I also have a vat of homemade body wash stewing at home right now. The recipe was easy to find on google, and I've started looking for other things I can make on my own with cheep ingredients that are more natural. My next project: homemade shampoo, bug spray, and deodorant.
I've been doing heavy research for a garden this summer (as part of my plan to get outside more), and have a lot of enthusiasm, which has bled over to my two little munchkins. My husband is even getting involved.
I think I'm on track to be quite successful and productive this year :)
I'm going to take this opportunity to admit, I utterly failed at my January Whole30 that I promised myself. I didn't even come close; by day five I was binge drinking.
Honestly, I'm going through a rough period right now. I'm keeping my eating 80% on track, but I'm drinking too much, and when I don't succumb to that, sugar usually has it's way with me. The occasional (once a month?) dose of gluten also has psychological impacts on me that last a week or two at the least.

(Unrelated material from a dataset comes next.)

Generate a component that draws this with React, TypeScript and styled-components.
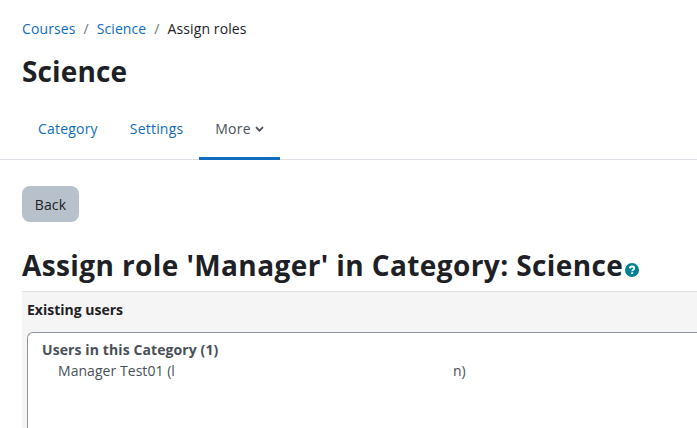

I'm maintaining at 6'6" 190lb or so, but I have a couple lbs of remaining subcutaneous fat I could stand to lose, and lots that I could stand to gain if I could quit consciously stalling my progress.
Good question, in that: no one physically present in my life is holding me accountable for my success. I wish they were, honestly.
I had made a quasi new years resolution that I thought was a good idea but it backfired. I had resolved to add a pound of raw veggies to my diet, every day, at a minimum for nutrient density.
A week in, felt FANTASTIC!
After that week, I stopped pooping.
So I backed off on that resolution.
My other plans involve getting much more active. I'm losing weight while relatively sedentary on a fairly rigid Paleo 1.0 template, and it's coming off fairly well (to the tune of 10lbs or so a month), but this is more to improve my conditioning and get me ready for the 2013 highland games season.